START

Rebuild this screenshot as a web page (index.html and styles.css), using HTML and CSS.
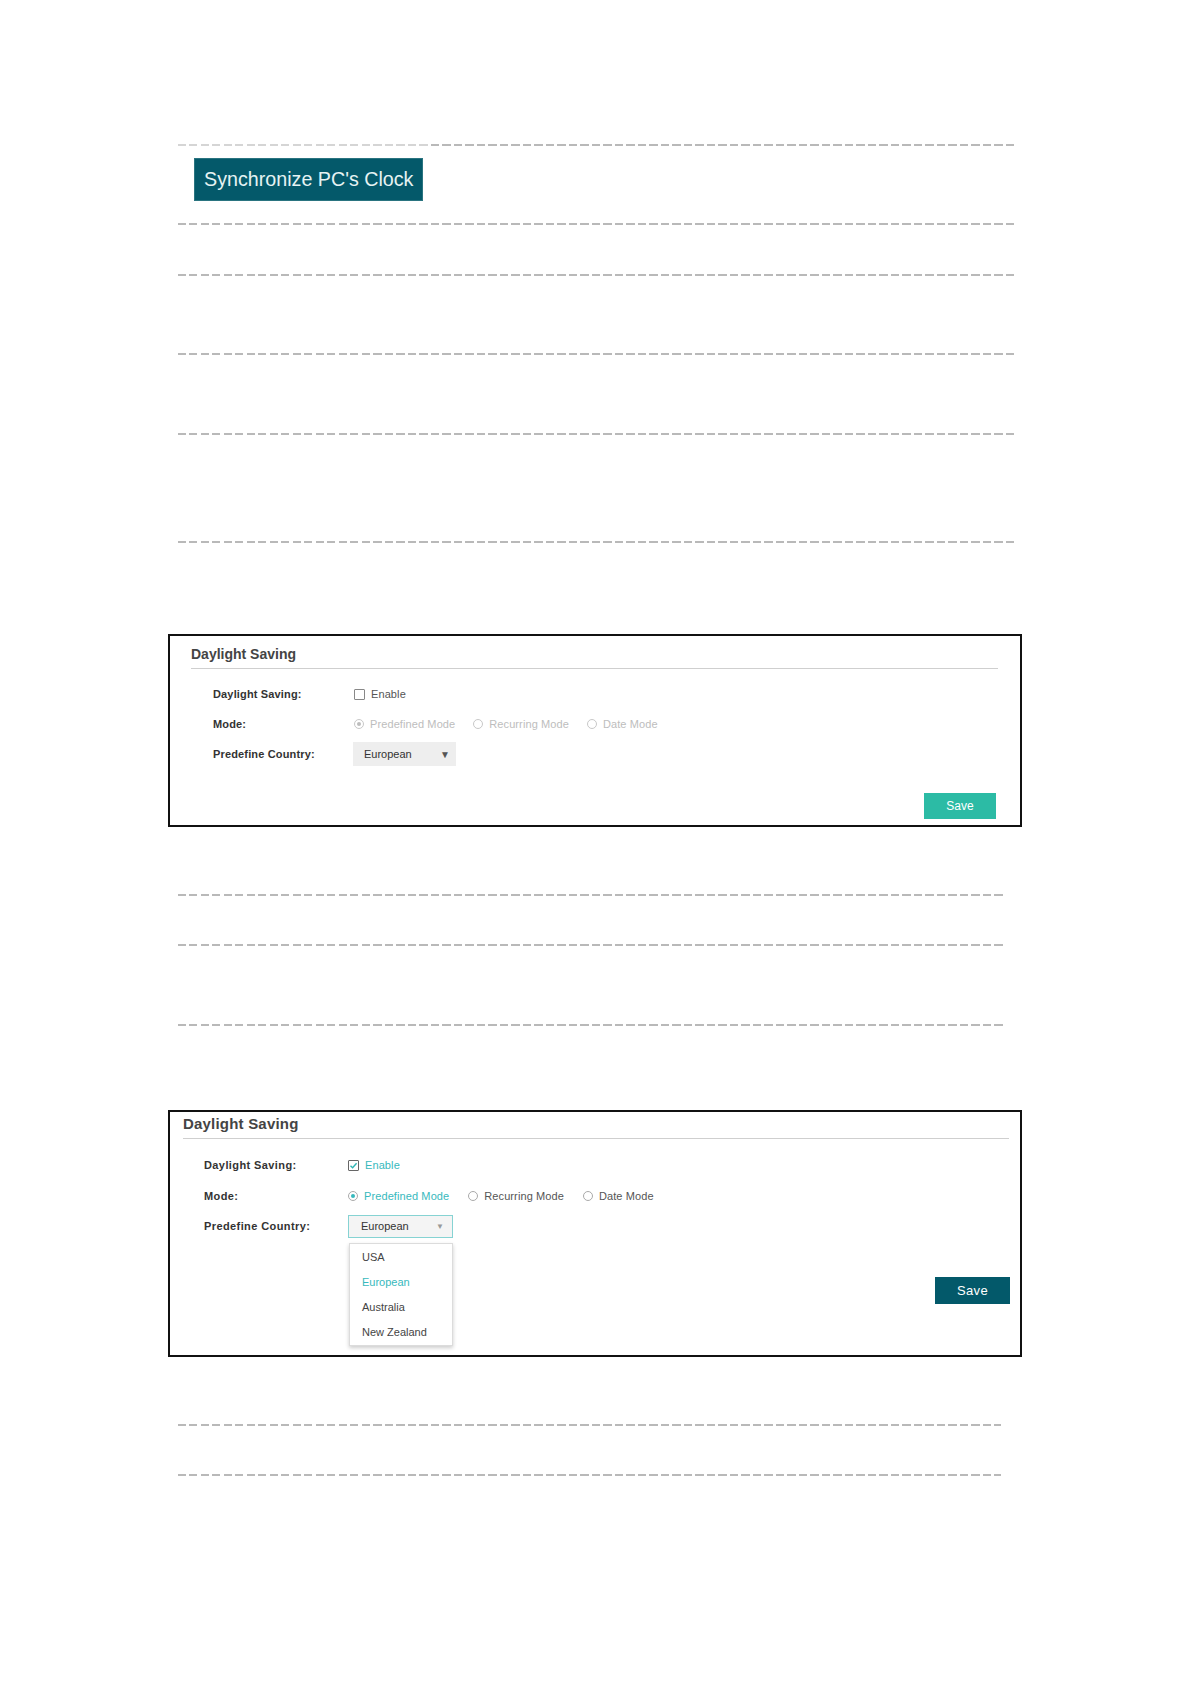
FILE: index.html
```html
<!DOCTYPE html>
<html lang="en">

<head>
    <meta charset="UTF-8">
    <meta name="viewport" content="width=device-width, initial-scale=1.0">
    <title>System Time</title>
    <link rel="stylesheet" href="styles.css">
</head>

<body>
    <div class="doc">
        <div class="dash dash-top"></div>

        <div class="sync-row">
            <button class="sync-btn">Synchronize PC's Clock</button>
        </div>

        <div class="dash gap-22"></div>
        <div class="dash gap-49"></div>
        <div class="dash gap-77"></div>
        <div class="dash gap-78"></div>
        <div class="dash dash-long gap-106"></div>

        <!-- daylight saving, disabled -->
        <div class="panel panel-off gap-91">
            <div class="panel-title">Daylight Saving</div>
            <div class="form">
                <div class="label">Daylight Saving:</div>
                <div class="field">
                    <span class="check"></span>
                    <span class="opt">Enable</span>
                </div>

                <div class="label">Mode:</div>
                <div class="field">
                    <span class="radio on"></span>
                    <span class="opt muted">Predefined Mode</span>
                    <span class="radio"></span>
                    <span class="opt muted">Recurring Mode</span>
                    <span class="radio"></span>
                    <span class="opt muted">Date Mode</span>
                </div>

                <div class="label">Predefine Country:</div>
                <div class="field">
                    <div class="select">
                        <span>European</span>
                        <span class="arrow">&#9660;</span>
                    </div>
                </div>
            </div>
            <div class="actions">
                <button class="save">Save</button>
            </div>
        </div>

        <div class="dash dash-mid gap-67"></div>
        <div class="dash dash-mid gap-48"></div>
        <div class="dash dash-mid gap-78"></div>

        <!-- daylight saving, enabled with list open -->
        <div class="panel panel-on gap-84">
            <div class="panel-title">Daylight Saving</div>
            <div class="form">
                <div class="label">Daylight Saving:</div>
                <div class="field">
                    <span class="check checked">
                        <svg width="9" height="9" viewBox="0 0 9 9"><path d="M1.5 4.8 L3.6 6.8 L7.6 2.2" fill="none" stroke="#2fb5b5" stroke-width="1.4"/></svg>
                    </span>
                    <span class="opt teal">Enable</span>
                </div>

                <div class="label">Mode:</div>
                <div class="field">
                    <span class="radio on"></span>
                    <span class="opt teal">Predefined Mode</span>
                    <span class="radio"></span>
                    <span class="opt">Recurring Mode</span>
                    <span class="radio"></span>
                    <span class="opt">Date Mode</span>
                </div>

                <div class="label">Predefine Country:</div>
                <div class="field">
                    <div class="select open">
                        <span>European</span>
                        <span class="arrow">&#9660;</span>
                        <ul class="menu">
                            <li>USA</li>
                            <li class="current">European</li>
                            <li>Australia</li>
                            <li>New Zealand</li>
                        </ul>
                    </div>
                </div>
            </div>
            <div class="actions">
                <button class="save">Save</button>
            </div>
        </div>

        <div class="dash dash-short gap-67"></div>
        <div class="dash dash-short gap-48"></div>
    </div>
</body>

</html>
```

FILE: styles.css
```css
body {
    margin: 0;
    background-color: white;
    font-family: "Liberation Sans", Arial, sans-serif;
}

.doc {
    padding: 144px 0 200px 168px;
}

.dash {
    height: 2px;
    width: 836px;
    margin-left: 10px;
    background: repeating-linear-gradient(to right, #b9b9b9 0 8px, transparent 8px 11.5px);
}

.dash-top {
    background: linear-gradient(to right, rgba(255, 255, 255, 0.4) 0 250px, transparent 250px),
        repeating-linear-gradient(to right, #b9b9b9 0 8px, transparent 8px 11.5px);
}

.dash-long {
    width: 839px;
}

.dash-mid {
    width: 826px;
}

.dash-short {
    width: 823px;
}

.gap-22 { margin-top: 22px; }
.gap-48 { margin-top: 48px; }
.gap-49 { margin-top: 49px; }
.gap-67 { margin-top: 67px; }
.gap-77 { margin-top: 77px; }
.gap-78 { margin-top: 78px; }
.gap-84 { margin-top: 84px; }
.gap-91 { margin-top: 91px; }
.gap-106 { margin-top: 106px; }

.sync-row {
    display: flex;
    margin: 12px 0 0 26px;
}

.sync-btn {
    width: 229px;
    height: 43px;
    padding: 0 0 0 9px;
    text-align: left;
    border: 1px solid #2a7480;
    background-color: #04596a;
    color: #e6f3f3;
    font-family: "Liberation Sans", Arial, sans-serif;
    font-size: 19.7px;
}

/* panels */
.panel {
    width: 854px;
    box-sizing: border-box;
    border: 2px solid #111;
    background-color: white;
    color: #333;
}

.panel-title {
    font-weight: bold;
    color: #444;
    line-height: 20px;
    border-bottom: 1px solid #cfcfcf;
}

.panel-off .panel-title {
    font-size: 14px;
    margin: 8px 22px 0 21px;
    padding-bottom: 4px;
}

.panel-on .panel-title {
    font-size: 15px;
    letter-spacing: 0.2px;
    margin: 2px 11px 0 13px;
    padding-bottom: 4px;
}

.form {
    display: grid;
    grid-template-rows: 24px 24px 24px;
    align-items: center;
}

.panel-off .form {
    grid-template-columns: 140px auto;
    row-gap: 6px;
    margin: 13px 0 0 43px;
}

.panel-on .form {
    grid-template-columns: 144px auto;
    row-gap: 6.5px;
    margin: 14px 0 0 34px;
}

.label {
    font-size: 11px;
    font-weight: bold;
    color: #333;
    letter-spacing: 0.15px;
}

.panel-on .label {
    letter-spacing: 0.4px;
}

.field {
    display: flex;
    align-items: center;
    font-size: 11px;
    color: #555;
}

.opt {
    letter-spacing: 0.1px;
    margin: 0 17px 0 6px;
}

.panel-on .opt {
    margin-right: 19px;
}

.muted {
    color: #bdbdbd;
}

.teal {
    color: #37b9bd;
}

.check {
    width: 9px;
    height: 9px;
    border: 1px solid #888;
    border-radius: 1px;
    display: flex;
    align-items: center;
    justify-content: center;
}

.panel-off .check {
    margin-left: 1px;
}

.checked {
    border-color: #666;
}

.radio {
    width: 8px;
    height: 8px;
    border: 1px solid #aaa;
    border-radius: 50%;
    display: flex;
    align-items: center;
    justify-content: center;
}

.radio.on::after {
    content: "";
    width: 4px;
    height: 4px;
    border-radius: 50%;
    background-color: #37b9bd;
}

.panel-off .radio {
    border-color: #c8c8c8;
    margin-left: 1px;
}

.panel-off .radio.on::after {
    background-color: #bdbdbd;
}

.select {
    position: relative;
    display: flex;
    align-items: center;
    justify-content: space-between;
    box-sizing: border-box;
    font-size: 11px;
    color: #333;
}

.panel-off .select {
    width: 103px;
    height: 24px;
    padding: 0 6px 0 11px;
    background-color: #eeeeee;
}

.panel-on .select {
    width: 105px;
    height: 23px;
    padding: 0 8px 0 12px;
    background-color: #f4f4f4;
    border: 1px solid #86d3d3;
}

.arrow {
    font-size: 10px;
    color: #555;
}

.open .arrow {
    font-size: 8px;
    color: #999;
}

.menu {
    position: absolute;
    top: 27px;
    left: 0;
    width: 104px;
    box-sizing: border-box;
    margin: 0;
    padding: 1px 0 0 0;
    list-style: none;
    background-color: white;
    border: 1px solid #dcdcdc;
    box-shadow: 0 2px 4px rgba(0, 0, 0, 0.2);
}

.menu li {
    height: 25px;
    line-height: 24px;
    padding-left: 12px;
    color: #444;
}

.menu .current {
    color: #37b9bd;
}

.actions {
    display: flex;
    justify-content: flex-end;
}

.save {
    border: none;
    color: white;
    font-family: "Liberation Sans", Arial, sans-serif;
}

.panel-off .actions {
    margin: 27px 24px 6px 0;
}

.panel-off .save {
    width: 72px;
    height: 26px;
    font-size: 12px;
    background-color: #2cbba5;
}

.panel-on .actions {
    margin: 39px 10px 51px 0;
}

.panel-on .save {
    width: 75px;
    height: 27px;
    font-size: 13px;
    letter-spacing: 0.3px;
    background-color: #03596a;
}
```
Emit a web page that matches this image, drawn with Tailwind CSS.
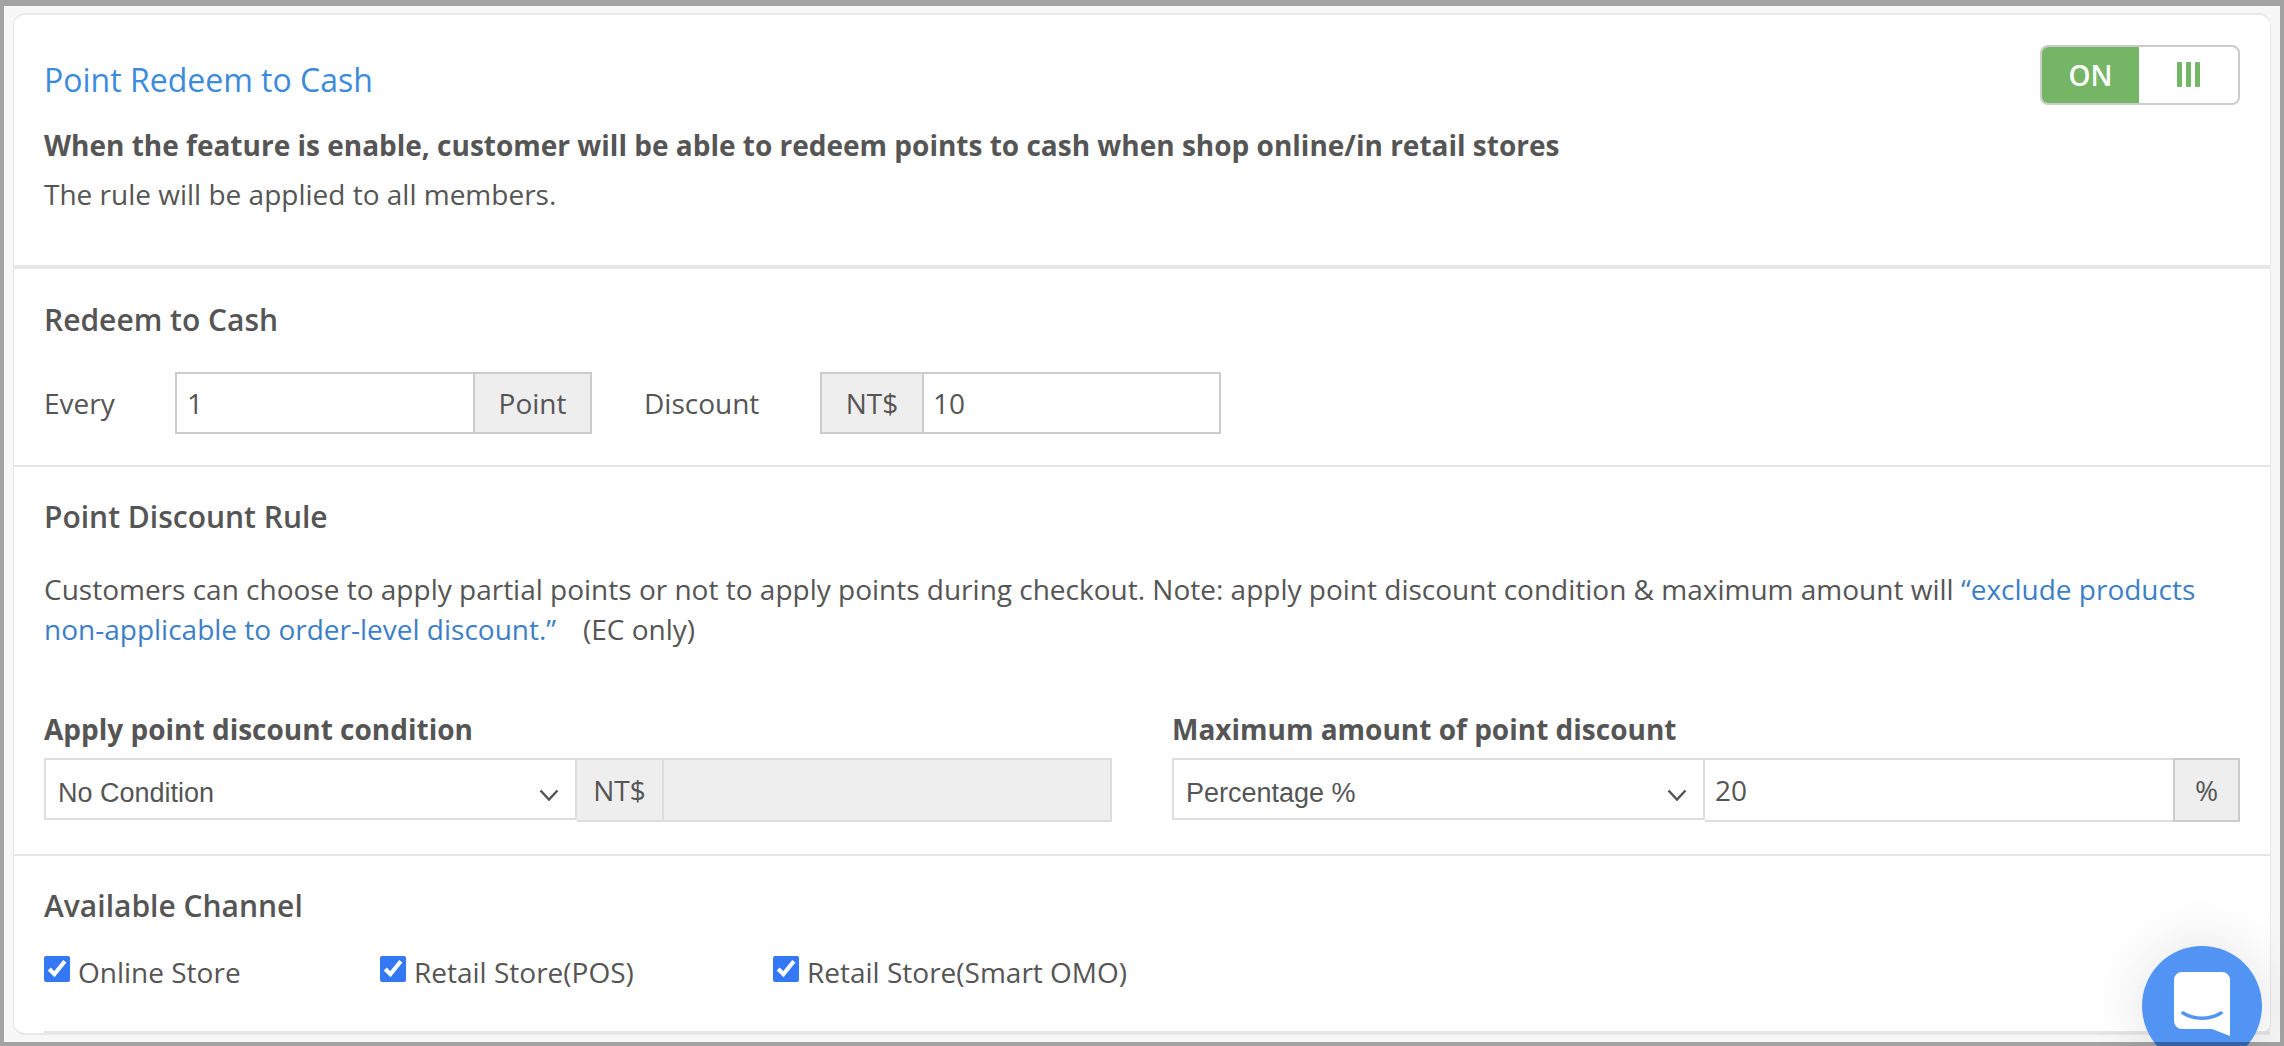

END

Work to be completed:
Filter the listing above by the word "index"; copy each line that passes.

Solution to this problem:
Rebuild this screenshot as a web page (index.html and styles.css), using HTML and CSS.
FILE: index.html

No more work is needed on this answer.